Harnessing biomaterials to study and engineer immune function
Our research combines biomaterials and nanotechnology to 1) understand the interactions between synthetic materials and immune tissues, and 2) design more selective therapeutic vaccines for cancer and autoimmunity. One direction involves direct delivery of degradable polymer depots to lymph nodes, the tissues that control adaptive immunity. Using depots loaded with myelin – the self-antigen attacked in multiple sclerosis – and regulatory or metabolic immune cues, we are able to permanently reverse paralysis in mouse models of multiple sclerosis (MS). This tolerance is myelin-specific, mediated by regulatory T cells, and is achieved with a single injection, even when administered at the peak of established disease. We have also shown these mice exhibit reduced inflammation in the brain, and are able to generate functional responses when challenged with exogenous antigen after recovering from MS. In cancer, we are using this modality to program the local lymph node microenvironment to expand T cells against tumor-associated antigens (e.g., melanoma, neuroblastoma), while maintaining plasticity that confers a highly proliferative phenotype. The goal is to recapitulate the efficacy of adoptive cell therapy, but eliminate the need to isolate, condition, and reinfuse cells to patients. In a second thrust, we have developed a new platform to self-assemble peptide antigens and combinations of toll-like receptor (TLR) ligands. These biomaterials mimic attractive features of nanomaterials (e.g., co-delivery, tunable loading), but are assembled entirely from immune signals. Thus assembly is simple, low energy, and solvent-free, while the density of signals is high relative to systems that require encapsulation in excipients or carriers. Using subcutaneous or intra-dermal injection of these materials, we are programing the levels and combinations of TLR signaling in mouse models of melanoma for cancer vaccination. To apply this idea to tolerance, we have designed assemblies comprised of self-antigens and antagonistic TLR ligands. The motivation for this approach is the discovery that excess TLR signaling plays a strong role in driving human MS and other autoimmune diseases. In cells and mouse models of MS, these materials attenuate TLR signaling to polarize T cells toward regulatory T cells that promote myelin specific-tolerance and eliminate disease. In samples from human MS patients, treatment polarizes myelin-triggered T cell response toward tolerance.
Christopher M. Jewell
Assistant Professor, Fischell Department of Bioengineering
University of Maryland
Dr. Jewell graduated from Lehigh University in 2003 with a B.S. in Chemical Engineering and a B.S. in Molecular Biology . He completed his PhD in Chemical Engineering at the University of Wisconsin - Madison in 2008. Chris then joined the Boston Consulting Group in New York City, where his work focused on consulting for R&D strategy development for global pharmaceutical and biotechnology clients. In 2009 he was awarded a Ragon Postdoctoral Fellowship, training under Dr. Darrell Irvine at MIT, and held a concurrent appointment as a Visiting Scientist in the Division of Vaccine Research at Harvard. In August 2012, Chris established his own lab. Dr. Jewell has published 47 papers and patents, including studies in Cell Reports, ACS Nano, PNAS, Angewandte Chemie, and Nature. Dr. Jewell’s efforts have been recognized by numerous awards for research and education, including selection as a 2016 Cellular and Molecular Bioengineering Young Innovator, and receipt of the NSF CAREER Award, Damon Runyon-Rachleff Innovator Award, Melanoma Research Alliance Young Investigator Award, and Controlled Release Society Postdoctoral Achievement Award. Chris has also appeared in USA Today as a “New Face of Engineering”, and was selected as the state of Maryland’s Outstanding Young Engineer by the Maryland Academy of Science, the state’s highest honor awarded to an engineer under age 36.

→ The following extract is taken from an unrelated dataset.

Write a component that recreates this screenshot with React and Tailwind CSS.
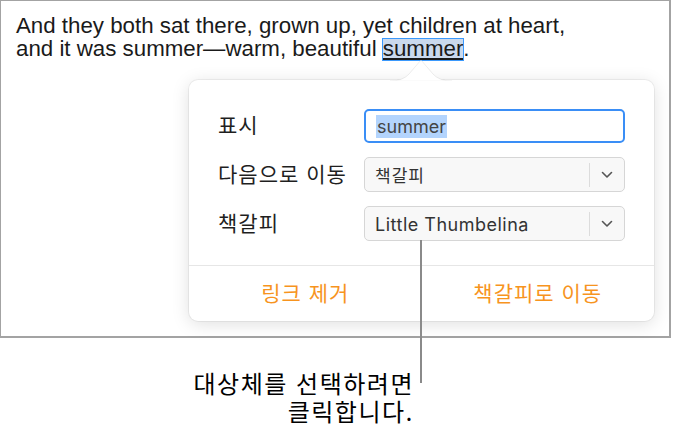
import React from 'react';

const Chevron = () => (
  <svg width="12" height="8" viewBox="0 0 12 8" fill="none">
    <polyline points="1.5,1.5 6,6 10.5,1.5" stroke="#555" strokeWidth="1.6" strokeLinecap="round" strokeLinejoin="round" />
  </svg>
);

const SelectBox = ({ children }) => (
  <div className="flex items-center h-[35px] rounded-[5px] border border-[#d6d6d6] bg-[#f8f8f8]">
    <span className="flex-1 pl-[10px] text-[#333]">{children}</span>
    <div className="w-px h-[24px] bg-[#dcdcdc]" />
    <div className="w-[34px] flex justify-center">
      <Chevron />
    </div>
  </div>
);

const App = () => {
  return (
    <div className="relative w-[673px] h-[438px] bg-white font-['Inter','Noto_Sans_CJK_KR',sans-serif]">
      <div className="w-[671px] h-[338px] border-t border-l border-r-2 border-b-2 border-[#a3a3a3] pt-[13px] pl-[15px]">
        <p className="font-['Liberation_Sans','Noto_Sans_CJK_KR',sans-serif] text-[22.3px] leading-[23px] text-[#1a1a1a]">
          And they both sat there, grown up, yet children at heart,
          <br />
          and it was summer—warm, beautiful{' '}
          <span className="inline-block leading-[19px] pb-[2px] bg-[#cad9ed] outline-[1.5px] outline-solid outline-[#3b99fc] underline underline-offset-[2px]">summer</span>.
        </p>

        <div className="relative ml-[173px] mt-[20px] w-[465px] h-[241px] rounded-[9px] bg-white shadow-[0_0_0_1px_rgba(0,0,0,0.05),0_3px_18px_rgba(0,0,0,0.13)]">
          <svg className="absolute left-[201px] top-[-21px]" width="62" height="23" viewBox="0 0 62 23">
            <path d="M0 22 Q 13 22 19 15 L 31 1 L 43 15 Q 49 22 62 22 Z" fill="#fff" stroke="rgba(0,0,0,0.07)" strokeWidth="1" />
            <rect x="0" y="21.5" width="62" height="2" fill="#fff" />
          </svg>

          <div className="grid grid-cols-[146px_261px] gap-y-[14px] content-start items-center pt-[29px] pl-[29px] h-[185px] text-[21px] tracking-[1px] text-[#1f1f1f]">
            <span>표시</span>
            <div className="flex items-center h-[34px] rounded-[5px] border-2 border-[#3a8ef6] bg-white pl-[10px] tracking-normal">
              <span className="bg-[#b3d4fd] text-[18px] leading-[23px] text-[#444] px-[1px]">summer</span>
            </div>

            <span>다음으로 이동</span>
            <SelectBox>
              <span className="text-[17px]">책갈피</span>
            </SelectBox>

            <span>책갈피</span>
            <SelectBox>
              <span className="text-[18px] tracking-[0.5px]">Little Thumbelina</span>
            </SelectBox>
          </div>

          <div className="flex h-[56px] border-t border-[#e6e6e6] text-[21px] tracking-[1px] text-[#f7941e]">
            <div className="flex-1 flex items-center justify-center">링크 제거</div>
            <div className="flex-1 flex items-center justify-center">책갈피로 이동</div>
          </div>
        </div>
      </div>

      <div className="mt-[33px] w-[414px] text-right text-[24px] tracking-[1.5px] leading-[28px] text-black">
        대상체를 선택하려면
        <br />
        클릭합니다.
      </div>

      <div className="absolute left-[420px] top-[240px] w-[2px] h-[143px] bg-[#8a8a8a]" />
    </div>
  );
};

export default App;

Molecular Engineering and Sciences Seminar Series
This weekly seminar brings together students, faculty and invited guests from various disciplines across campus to explore current trends in molecular engineering and nanotechnology. It is a forum for active interdisciplinary discussions. These talks are open to the public and attract a diverse audience of students and faculty.